Without getting into philosophical arguments about the ethics of it, content-creators have a vested interest in wanting to preserve distribution rights for the product they are making. We can argue until we run out of breath about whether DRM is the right way for them to do it, about its technical limitations, etc., but the fact is that nobody has provided them with an alternative to DRM that they like, and we simply can't force them to adopt what we want them to do. To do so would be to run counter to the free speech argument that most people hold up as the reason they're opposed to DRM in the first place: they have a right to speak or not speak in whichever way they want.
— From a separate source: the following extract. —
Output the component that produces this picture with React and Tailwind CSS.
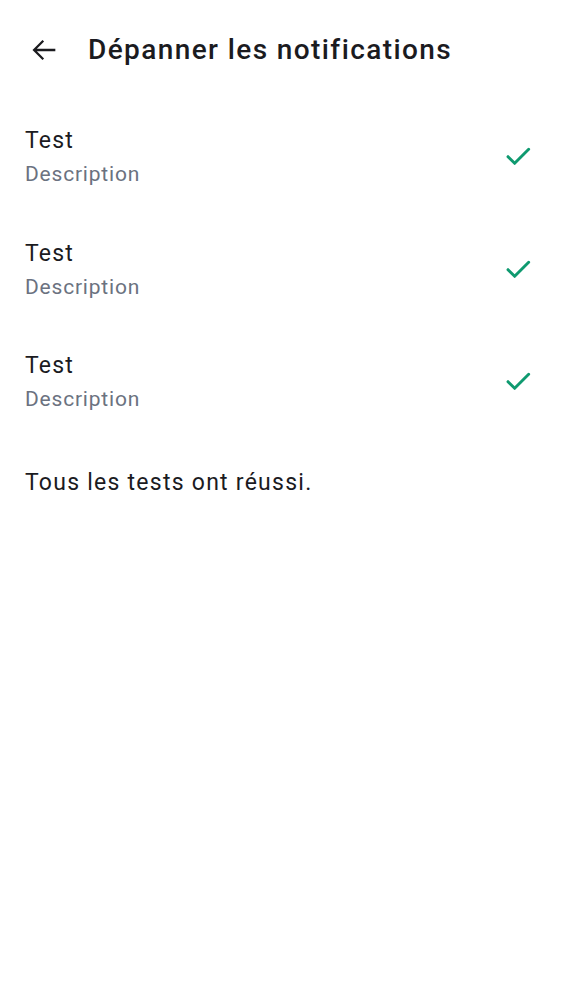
import React from "react";

const Check = () => (
  <svg width="32" height="32" viewBox="0 0 24 24" fill="none" stroke="#0f9a70" strokeWidth="2.2" strokeLinecap="round" strokeLinejoin="round">
    <path d="M4.5 12.5l5 5L20 7" />
  </svg>
);

export default function App() {
  const rows = [1, 2, 3];
  return (
    <div className="w-[562px] h-[1000px] bg-white text-[#1b1b1f]" style={{ fontFamily: "Roboto, sans-serif" }}>
      <div className="h-[100px] flex items-center pl-[27px]">
        <svg width="34" height="34" viewBox="0 0 24 24" fill="none" stroke="#1b1b1f" strokeWidth="1.6" strokeLinecap="butt">
          <path d="M20 12H5M11.5 5.5L5 12l6.5 6.5" />
        </svg>
        <span className="ml-[27px] text-[28px] font-medium tracking-[1.4px]">Dépanner les notifications</span>
      </div>
      {rows.map((r) => (
        <div key={r} className="h-[112.5px] flex items-center justify-between pl-[25px] pr-[28px]">
          <div className="flex flex-col pt-[2px]">
            <span className="text-[23px] leading-[32px] tracking-[1.2px]">Test</span>
            <span className="mt-[2px] text-[21px] leading-[30px] tracking-[0.8px] text-[#6b7280]">Description</span>
          </div>
          <Check />
        </div>
      ))}
      <div className="pl-[25px] pt-[29px] text-[23px] leading-[32px] tracking-[1.25px]">Tous les tests ont réussi.</div>
    </div>
  );
}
Given that there's no way they're giving up on DRM in the current climate, we're left with another question: should that content be on the web or not? That's a question that you, the consumer, need to decide. Personally, I like Netflix, I subscribe to it, and I'm happy to pay for it, despite its being encumbered with DRM. I find i get good value from their service. To me, yes, they do belong on the web, and as long as there's consumers like me who believe that they should be allowed to pay their money for such a service, that service belongs on the web regardless of your individual ideology.
Now given the choice between an ecosystem where everybody has their proprietary apps and one where everybody uses the same app, I would happily take the second one. While the first method works fine for my Android phone, that's because Android has enough market penetration to actually be worth targetting. It's still a platform where not everybody has made the switch, but it's big enough that people are noticing it. The same cannot be said for my Linux-based laptop.
And that leaves me with a choice, as far as the laptop is concerned: I can give up on watching content like this on the laptop (not really an option), I can install Windows (which would require paying extra: the laptop came with Linux preinstalled and no license for Windows), or I can decide that allowing DRM into the web standard isn't that bad an idea, because it means a standard API for accessing the content and I don't have to worry about whether the provider will get around to building a specific client for my laptop.
I'd *like* it to be DRM-free, and some content is DRM-free (sites like youtube or blip.tv for example), I also recognize that there's content which isn't free that I want to be able to use. If you don't want it to have DRM, then I'll refer you back to my first paragraph, where you'll find the answer to how to get them to stop using it: give them something else that they like more.